O texto-base para o pool que fará as pesquisas é "Teoria do Medalhão", de Machado. Haverá teste sobre o conto. Aquele participante que não entender já irá para a classificação sênior. Pulará etapas.
2) Da ficção à realidade
Fazendo uma epistemologia sobre a imagem acima e falando, agora, a sério, digo que não concordo com a frase "uma imagem vale mais que mil palavras". Uma palavra é que vale mais que mil imagens.
Sim. Mas, todavia, porém, contudo, entretanto… Palavra já não há. Vejam de novo, por favor, a imagem.
O que dizer? "No hay banda", como em "Mulholland Drive" (D. Lynch). Mas mesmo assim… Ouvimos a banda tocar. E segue esse espetáculo diário da barbárie.
Uma democracia tão jovem que logo já se transformou em um arremedo de pequenos Leviatãs. E se todos são Leviatãs, se todos são auctoritas — rejeitam o Direito, a ciência, a astronomia, só aceitam a própria autoridade num empirismo mequetrefe —, não há legem: só há um estado de natureza piorado.
Pior: uma democracia jovem atacada de dentro por pequenos Leviatãs, a partir de seus próprios fundamentos. Porque é isso. A "liberdade de expressão" usada para atacar o Supremo Tribunal do país, o Parlamento, as instituições. A "liberdade de ir e vir" usada para infectar os outros sem máscara por aí. E se exibir dando tiros. E ameaçando ministros do STF de impeachment(?). E fazendo passeatas buzinando na frente da casa de ministros. E quando um sujeito desses é processado, diz que está doente, usa remédios e que está arrependido. E grita pela liberdade de imprensa. Para poder a extinguir…

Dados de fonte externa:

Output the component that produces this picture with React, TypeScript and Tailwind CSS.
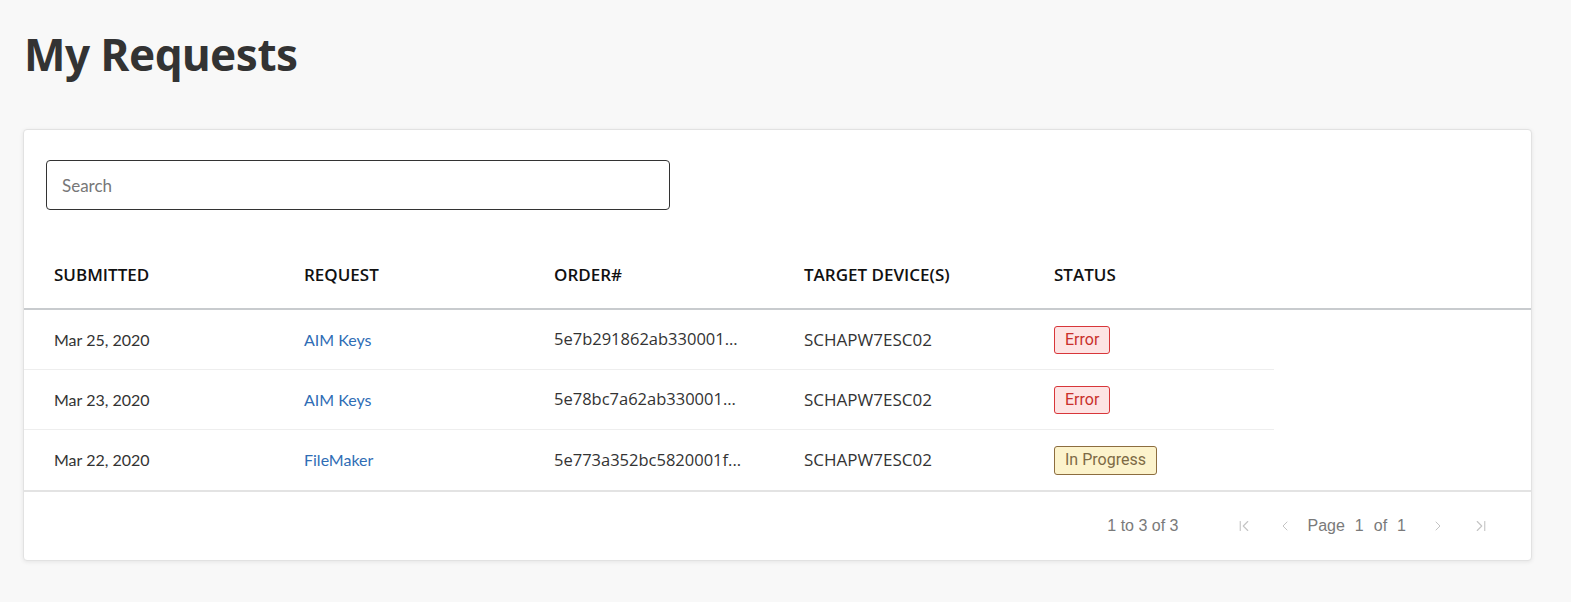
import { ChevronLeft, ChevronRight, ChevronFirst, ChevronLast } from 'lucide-react'

interface RequestRow {
  submitted: string,
  request: string,
  order: string,
  device: string,
  status: 'Error' | 'In Progress',
}

const rows: RequestRow[] = [
  { submitted: 'Mar 25, 2020', request: 'AIM Keys', order: '5e7b291862ab330001...', device: 'SCHAPW7ESC02', status: 'Error' },
  { submitted: 'Mar 23, 2020', request: 'AIM Keys', order: '5e78bc7a62ab330001...', device: 'SCHAPW7ESC02', status: 'Error' },
  { submitted: 'Mar 22, 2020', request: 'FileMaker', order: '5e773a352bc5820001f...', device: 'SCHAPW7ESC02', status: 'In Progress' },
]

const headers = ['SUBMITTED', 'REQUEST', 'ORDER#', 'TARGET DEVICE(S)', 'STATUS']

const StatusBadge = ({ status }: { status: RequestRow['status'] }) => {
  if (status === 'Error') {
    return (
      <span className="inline-flex h-[28px] items-center rounded-[3px] border border-[#d8363a] bg-[#fde4e4] px-[10px] text-[16px] text-[#c9302c] font-['Roboto',sans-serif]">
        Error
      </span>
    )
  }
  return (
    <span className="inline-flex h-[29px] items-center rounded-[3px] border border-[#8c6d3f] bg-[#fcf3cc] px-[10px] text-[16px] text-[#7d6a45] font-['Roboto',sans-serif]">
      In Progress
    </span>
  )
}

const App = () => {
  return (
    <div className="min-h-[602px] w-full bg-[#f8f8f8] pt-[22px] pl-[23px]">
      <h1 className="pl-[1px] text-[44px] leading-[64px] font-bold tracking-[-0.5px] text-[#333333] font-['Noto_Sans',sans-serif]">
        My Requests
      </h1>

      <div className="mt-[43px] w-[1509px] rounded-[4px] border border-[#e2e2e2] bg-white shadow-[0_1px_4px_rgba(0,0,0,0.08)]">
        <div className="pl-[22px] pt-[30px]">
          <input
            name="search-requests"
            type="text"
            placeholder="Search"
            className="h-[50px] w-[624px] rounded-[4px] border border-[#333333] px-[15px] text-[17px] text-[#333] outline-none placeholder:text-[#777777] font-['Lato',sans-serif]"
          />
        </div>

        <div className="mt-[28px] flex h-[72px] items-center border-b-2 border-[#c8cbce]">
          {headers.map((h) => (
            <div key={h} className="w-[250px] pl-[30px] pt-[4px] text-[17px] font-semibold text-[#111111] font-['Open_Sans',sans-serif]">
              {h}
            </div>
          ))}
        </div>

        <div className="w-[1250px]">
          {rows.map((r, i) => (
            <div
              key={r.order}
              className={`flex h-[60px] items-center ${i < rows.length - 1 ? 'border-b border-[#eeeeee]' : ''}`}
            >
              <div className="w-[250px] pl-[30px] text-[16px] text-[#333333] font-['Lato',sans-serif]">{r.submitted}</div>
              <div className="w-[250px] pl-[30px] text-[16px] text-[#2f6db5] font-['Lato',sans-serif]">{r.request}</div>
              <div className="w-[250px] pl-[30px] text-[16.5px] text-[#333333] font-['Open_Sans',sans-serif]">{r.order}</div>
              <div className="w-[250px] pl-[30px] text-[17px] text-[#333333] font-['Open_Sans',sans-serif]">{r.device}</div>
              <div className="w-[250px] pl-[30px]">
                <StatusBadge status={r.status} />
              </div>
            </div>
          ))}
        </div>

        <div className="flex h-[70px] items-center justify-end border-t-2 border-[#e3e3e3] pr-[41px] text-[16px] text-[#7a7a7a] font-['Liberation_Sans',sans-serif]">
          <span>1 to 3 of 3</span>
          <span className="ml-[57px] flex items-center text-[#c4c4c4]">
            <ChevronFirst size={18} strokeWidth={1.5} />
          </span>
          <span className="ml-[24px] flex items-center text-[#c4c4c4]">
            <ChevronLeft size={16} strokeWidth={1.5} />
          </span>
          <span className="ml-[14px]">Page</span>
          <span className="ml-[10px]">1</span>
          <span className="ml-[10px]">of</span>
          <span className="ml-[10px]">1</span>
          <span className="ml-[24px] flex items-center text-[#c4c4c4]">
            <ChevronRight size={16} strokeWidth={1.5} />
          </span>
          <span className="ml-[26px] flex items-center text-[#c4c4c4]">
            <ChevronLast size={18} strokeWidth={1.5} />
          </span>
        </div>
      </div>
    </div>
  )
}

export default App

Como chegamos a esse ponto? Como é possível que tenha virado normal a cena de um policial tirando foto de um reacionário pedindo "julgamento militar" (sic) para ministros do STF? Julgamento militar? Baseado em quê? Como assim? Do que esse sujeito está falando? E o policial achou bonito? Palavra, que falta me faz. Que nada seja onde fracassa a palavra, dizia meu poeta preferido. E a máscara? O policial errou duas vezes. E outro é conivente. E os de trás, que olham a cena, são cúmplices.

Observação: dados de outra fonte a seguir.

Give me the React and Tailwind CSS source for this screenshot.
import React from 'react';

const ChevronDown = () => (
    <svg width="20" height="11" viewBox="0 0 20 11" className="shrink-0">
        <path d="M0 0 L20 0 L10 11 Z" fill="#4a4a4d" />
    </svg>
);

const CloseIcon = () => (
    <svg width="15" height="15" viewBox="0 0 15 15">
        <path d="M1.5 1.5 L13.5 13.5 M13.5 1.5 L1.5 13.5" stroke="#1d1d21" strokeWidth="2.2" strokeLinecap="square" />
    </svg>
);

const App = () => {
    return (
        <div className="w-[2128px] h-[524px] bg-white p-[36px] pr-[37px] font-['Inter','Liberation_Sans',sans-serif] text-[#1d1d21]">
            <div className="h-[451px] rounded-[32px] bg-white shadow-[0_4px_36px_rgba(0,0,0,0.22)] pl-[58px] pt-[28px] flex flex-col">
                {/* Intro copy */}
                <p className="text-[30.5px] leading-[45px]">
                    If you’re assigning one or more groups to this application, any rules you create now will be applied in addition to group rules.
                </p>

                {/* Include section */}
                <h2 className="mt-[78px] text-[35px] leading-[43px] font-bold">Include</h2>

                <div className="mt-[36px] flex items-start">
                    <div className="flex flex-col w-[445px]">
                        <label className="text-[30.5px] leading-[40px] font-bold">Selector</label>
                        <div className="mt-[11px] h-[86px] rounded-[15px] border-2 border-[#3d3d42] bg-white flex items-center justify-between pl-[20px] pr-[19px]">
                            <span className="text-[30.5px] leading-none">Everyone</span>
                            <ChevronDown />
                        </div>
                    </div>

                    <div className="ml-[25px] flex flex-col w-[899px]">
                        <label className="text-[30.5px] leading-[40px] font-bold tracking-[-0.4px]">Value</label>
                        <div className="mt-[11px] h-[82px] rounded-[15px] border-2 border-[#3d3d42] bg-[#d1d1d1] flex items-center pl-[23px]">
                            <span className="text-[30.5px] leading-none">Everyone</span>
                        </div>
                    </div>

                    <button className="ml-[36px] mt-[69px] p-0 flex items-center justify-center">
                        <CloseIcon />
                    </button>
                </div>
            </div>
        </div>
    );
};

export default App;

Mas sabem o que é pior? Temos culpa nisso. Uma imprensa sem critério, que fez — e faz — pouco caso do discurso público e, em geral, sempre quis impor suas próprias narrativas de momento sobre quaisquer critérios compartilhados. Antes do julgamento das ADCs, a imprensa dizia: "Vão liberar 190 mil criminosos"… E faculdades, nos mais variados cursos, formando fascistoides. Muitos janjões.
E aí há não há discurso público. Não temos uma linguagem compartilhada. Não falamos as mesmas coisas. Na nossa Babel, é aceitável vermos cenas como essas. Porque perdemos a capacidade de comunicação. E de indignação. Prova disso é a inutilidade desta coluna. O sujeito da foto é que está certo, dirão alguns.

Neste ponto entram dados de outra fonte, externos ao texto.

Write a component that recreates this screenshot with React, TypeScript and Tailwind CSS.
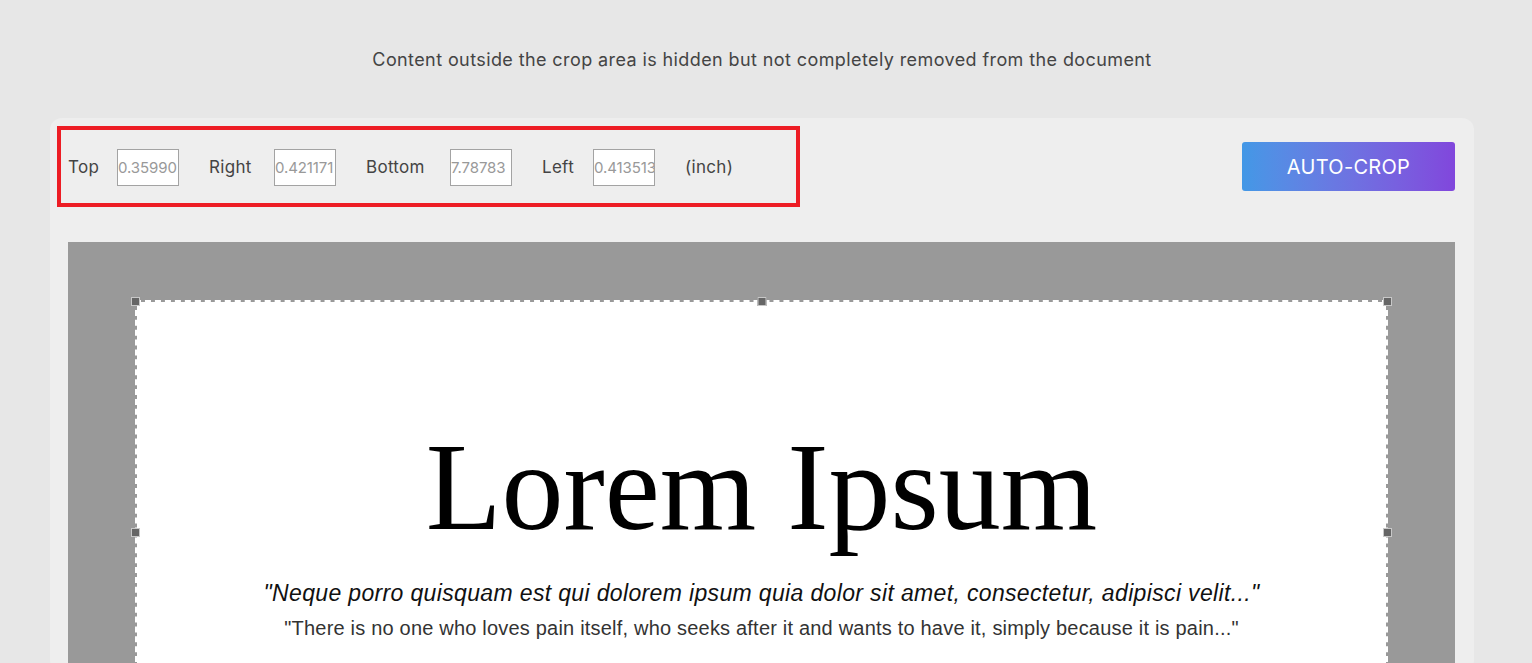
import React from 'react';

const values = [
  { label: 'Top', value: '0.35990', w: 'w-[49px]' },
  { label: 'Right', value: '0.421171', w: 'w-[65px]' },
  { label: 'Bottom', value: '7.78783', w: 'w-[84px]' },
  { label: 'Left', value: '0.413513', w: 'w-[51px]' },
];

// small square handle sitting on the crop border
const Handle = ({ className }: { className: string }) => (
  <div className={`absolute w-[9px] h-[9px] bg-[#666] border border-[#c8c8c8] ${className}`} />
);

const App: React.FC = () => {
  return (
    <div className="min-h-screen bg-[#e7e7e7] overflow-hidden font-['Inter',sans-serif]">
      <div className="w-[1424px] ml-[50px]">
        <p className="pt-[48px] text-center text-[18px] leading-[24px] text-[#444] tracking-[0.4px]">
          Content outside the crop area is hidden but not completely removed from the document
        </p>

        <div className="mt-[46px] rounded-[12px] bg-[#eeeeee] pt-[8px]">
          {/* settings row */}
          <div className="flex items-center justify-between pl-[7px] pr-[19px]">
            <div className="flex items-center h-[81px] w-[743px] border-4 border-[#ed1c24] pl-[7px] pt-[2px] text-[17px] tracking-[0.3px] text-[#444]">
              {values.map((v) => (
                <div key={v.label} className="flex items-center mr-[30px]">
                  <span className={v.w}>{v.label}</span>
                  <input
                    readOnly
                    value={v.value}
                    className="w-[62px] h-[37px] border border-[#a3a3a3] bg-white px-0 text-[15px] tracking-[-0.1px] text-[#999] outline-none"
                  />
                </div>
              ))}
              <span>(inch)</span>
            </div>
            <button className="w-[213px] h-[49px] rounded-[3px] bg-gradient-to-r from-[#4298e6] to-[#8146dc] text-white text-[20px] tracking-[0.3px]">
              AUTO-CROP
            </button>
          </div>

          {/* preview */}
          <div className="mt-[35px] ml-[18px] mr-[19px] bg-[#999999] pt-[58px] px-[67px] h-[430px]">
            <div className="relative h-full border-2 border-b-0 border-dashed border-white bg-white bg-clip-padding">
              <Handle className="-left-[6px] -top-[5px]" />
              <Handle className="left-1/2 -translate-x-1/2 -top-[5px]" />
              <Handle className="-right-[6px] -top-[5px]" />
              <Handle className="-left-[6px] top-[226px]" />
              <Handle className="-right-[6px] top-[226px]" />

              <div className="text-center">
                <h1 className="mt-[124px] font-['Liberation_Serif',serif] text-[124px] leading-none text-black">
                  Lorem Ipsum
                </h1>
                <p className="mt-[30px] font-['Liberation_Sans',Arial,sans-serif] italic text-[23px] tracking-[0.35px] leading-[26px] text-[#111]">
                  "Neque porro quisquam est qui dolorem ipsum quia dolor sit amet, consectetur, adipisci velit..."
                </p>
                <p className="mt-[9px] font-['Liberation_Sans',Arial,sans-serif] text-[20px] tracking-[0.2px] leading-[26px] text-[#333]">
                  "There is no one who loves pain itself, who seeks after it and wants to have it, simply because it is pain..."
                </p>
              </div>
            </div>
          </div>
        </div>
      </div>
    </div>
  );
};

export default App;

O filósofo Heidegger chamava a isso de Gerede, tagarelice. Falatório. O dito por aí. "Dizem que…". A repetição em jargão daquilo que só faz sentido num contexto que já não existe mais. "Democracia", "AI-5", "julgamento militar". Essa gente nem sabe o que é isso. São slogans para demonstrar apoio a alguma coisa. Não falam nos conceitos de verdade. Só falam sobre o que é dito como tal.
O problema é que só há falatório. E aí quem tenta reconstruir a história institucional do nosso vocabulário é que está errado. Claro: num país de fugitivos, como é visto quem anda na contramão?
O solipsismo venceu. O homem comum, o solus ipse, o viciado em si mesmo, ganhou a parada.
Como em Kafka, a arma mais mortal das sereias hoje só pode ser o silêncio.
E estamos tão perdidos que Kafka hoje, fosse ensinado nas escolas, teria perdido seu caráter de absurdidade.
Alô Atwood, Orwell, Huxley: nossa distopia é verdadeira e é um mundo em que falar sobre distopias já virou quase Gerede. Puro falatório.
É ou não é kafkiano?
Por isso, a tal pesquisa desse pool, de mera ficção aqui desenvolvida, pode se tornar realidade. E pode trazer respostas para tanta perplexidade.